Print word for word the first line of the listing below and every line after it, through the line with "4</b> at 12:56&#8201;PM</div>". Leave out the pictures and the rest.

#### Data section ####

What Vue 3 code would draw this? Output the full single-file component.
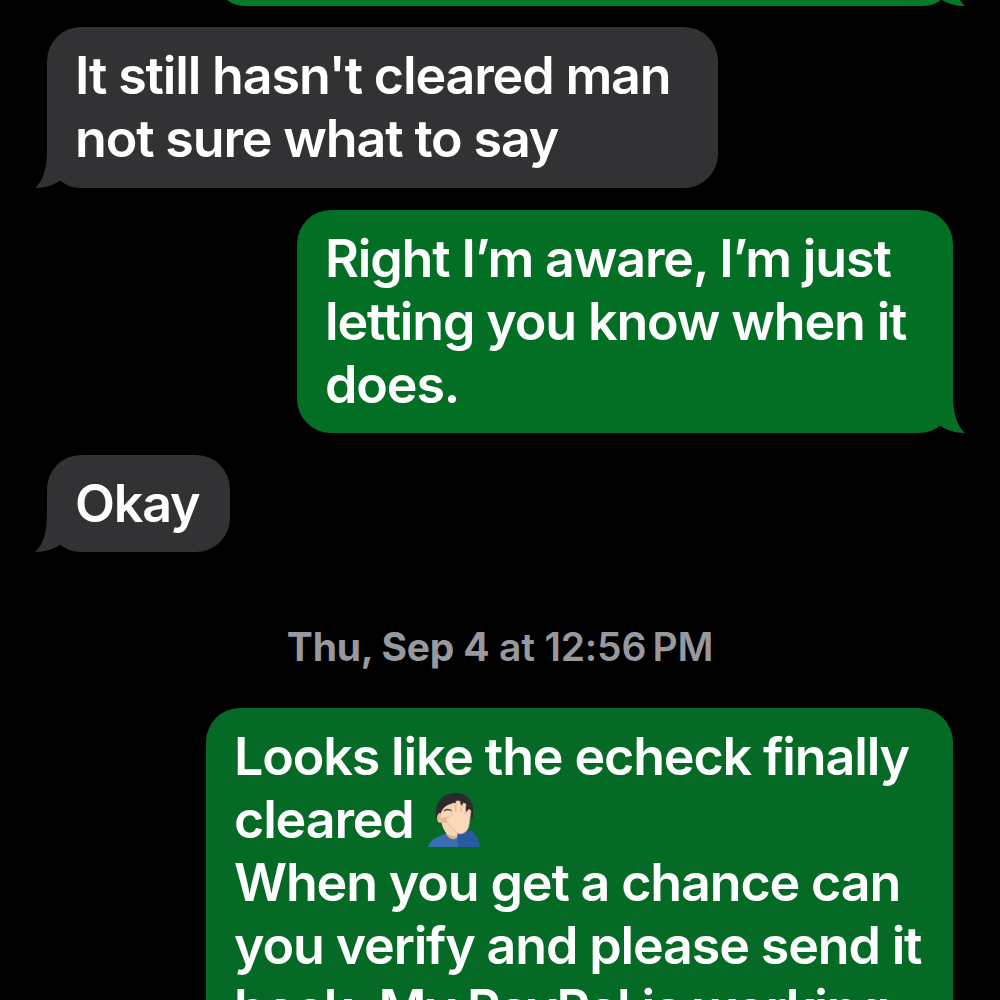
<template>
  <div class="thread">
    <div class="row out">
      <div class="bubble out-bubble top-bubble">
        <svg class="tail tail-right" viewBox="0 0 61 38"><path d="M48 0C48 18 52 31 60 38C50 38 40 35 33 29C27 34 17 38 5 38L0 0Z" /></svg>
      </div>
    </div>

    <div class="row in">
      <div class="bubble in-bubble cleared-bubble">
        <p>It still hasn't cleared man<br />not sure what to say</p>
        <svg class="tail tail-left" viewBox="0 0 61 38"><path d="M48 0C48 18 52 31 60 38C50 38 40 35 33 29C27 34 17 38 5 38L0 0Z" /></svg>
      </div>
    </div>

    <div class="row out">
      <div class="bubble out-bubble mid-bubble">
        <p>Right I’m aware, I’m just<br />letting you know when it<br />does.</p>
        <svg class="tail tail-right" viewBox="0 0 61 38"><path d="M48 0C48 18 52 31 60 38C50 38 40 35 33 29C27 34 17 38 5 38L0 0Z" /></svg>
      </div>
    </div>

    <div class="row in">
      <div class="bubble in-bubble okay-bubble">
        <p>Okay</p>
        <svg class="tail tail-left" viewBox="0 0 61 38"><path d="M48 0C48 18 52 31 60 38C50 38 40 35 33 29C27 34 17 38 5 38L0 0Z" /></svg>
      </div>
    </div>

    <div class="stamp"><b>Thu, Sep 4</b> at 12:56&#8201;PM</div>

    <div class="row out">
      <div class="bubble out-bubble last-bubble">
        <p>
          Looks like the echeck finally<br />
          cleared
          <svg class="emoji" viewBox="0 0 54 54">
            <path d="M1 54C3 47 10 43 19 41L31 45V54Z" fill="#3a6fb4" />
            <path d="M19 34H31V44C27 48 22 46 19 41Z" fill="#dfb08c" />
            <path d="M9 24C7 9 16 0 28 0C40 0 48 8 46 24L41 27H13Z" fill="#2b2b2e" />
            <ellipse cx="13" cy="25" rx="3" ry="5" fill="#e8bd9a" />
            <path d="M14 20C16 13 22 11 28 10C34 10 39 14 40 22C41 33 35 43 26 43C18 43 13 32 14 20Z" fill="#f6d5b8" />
            <path d="M17 18C19 16 22 16 25 18" fill="none" stroke="#57402f" stroke-width="1.5" />
            <ellipse cx="18" cy="27" rx="4" ry="3" fill="#eeb396" />
            <path d="M31 39C35 38 39 38 43 37C49 41 52 47 53 54H31C30 48 30 44 31 39Z" fill="#2a5a9e" />
            <path d="M19 26C21 24 24 25 25 22L24 11L27 10L29 19L29 8L33 8L34 19L36 10L39 11L38 21L42 16L44 18L42 32C41 37 39 40 33 41C27 39 22 33 19 26Z" fill="#fad8ba" stroke="#dfae8a" stroke-width=".6" />
          </svg><br />
          When you get a chance can<br />
          you verify and please send it<br />
          back. My PayPal is working
        </p>
      </div>
    </div>
  </div>
</template>

<script setup>
</script>

<style>
html, body {
  background: #000;
}
</style>

<style scoped>
.thread {
  height: 1000px;
  overflow: hidden;
  background: #000;
  display: flex;
  flex-direction: column;
  gap: 22px;
  padding: 0 47px;
  box-sizing: border-box;
  font-family: Inter, "Liberation Sans", sans-serif;
}

.row {
  display: flex;
  flex-shrink: 0;
}

.row.out { justify-content: flex-end; }
.row.in { justify-content: flex-start; }

.bubble {
  position: relative;
  box-sizing: border-box;
  border-radius: 34px;
  padding: 17px 0 17px 28px;
  color: #fff;
  font-size: 52px;
  font-weight: 600;
  line-height: 63px;
  letter-spacing: -1.15px;
  white-space: nowrap;
}

.bubble p {
  position: relative;
  z-index: 1;
  margin: 0;
}

.in-bubble { background: #323234; }
.in-bubble .tail { fill: #323234; }

.cleared-bubble { width: 671px; height: 161px; }
.okay-bubble { width: 183px; }

.top-bubble {
  width: 738px;
  height: 60px;
  margin-top: -54px;
  margin-bottom: -1px;
  background: #027a27;
}
.top-bubble .tail { fill: #027a27; }

.mid-bubble { width: 656px; background: #036f25; }
.mid-bubble .tail { fill: #036f25; }

.last-bubble { width: 747px; background: #046a25; }

.tail {
  position: absolute;
  bottom: 0;
  width: 61px;
  height: 38px;
}

.tail-right { right: -13px; }
.tail-left { left: -13px; transform: scaleX(-1); }

.stamp {
  margin-top: 48px;
  margin-bottom: 14px;
  text-align: center;
  color: #98989f;
  font-size: 39px;
  font-weight: 600;
  line-height: 50px;
  letter-spacing: -0.2px;
}

.stamp b { font-weight: 700; }

.emoji {
  width: 54px;
  height: 54px;
  vertical-align: -9px;
  margin-left: 1px;
}
</style>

####

* _Finished answer_:
What Vue 3 code would draw this? Output the full single-file component.
<template>
  <div class="thread">
    <div class="row out">
      <div class="bubble out-bubble top-bubble">
        <svg class="tail tail-right" viewBox="0 0 61 38"><path d="M48 0C48 18 52 31 60 38C50 38 40 35 33 29C27 34 17 38 5 38L0 0Z" /></svg>
      </div>
    </div>

    <div class="row in">
      <div class="bubble in-bubble cleared-bubble">
        <p>It still hasn't cleared man<br />not sure what to say</p>
        <svg class="tail tail-left" viewBox="0 0 61 38"><path d="M48 0C48 18 52 31 60 38C50 38 40 35 33 29C27 34 17 38 5 38L0 0Z" /></svg>
      </div>
    </div>

    <div class="row out">
      <div class="bubble out-bubble mid-bubble">
        <p>Right I’m aware, I’m just<br />letting you know when it<br />does.</p>
        <svg class="tail tail-right" viewBox="0 0 61 38"><path d="M48 0C48 18 52 31 60 38C50 38 40 35 33 29C27 34 17 38 5 38L0 0Z" /></svg>
      </div>
    </div>

    <div class="row in">
      <div class="bubble in-bubble okay-bubble">
        <p>Okay</p>
        <svg class="tail tail-left" viewBox="0 0 61 38"><path d="M48 0C48 18 52 31 60 38C50 38 40 35 33 29C27 34 17 38 5 38L0 0Z" /></svg>
      </div>
    </div>

    <div class="stamp"><b>Thu, Sep 4</b> at 12:56&#8201;PM</div>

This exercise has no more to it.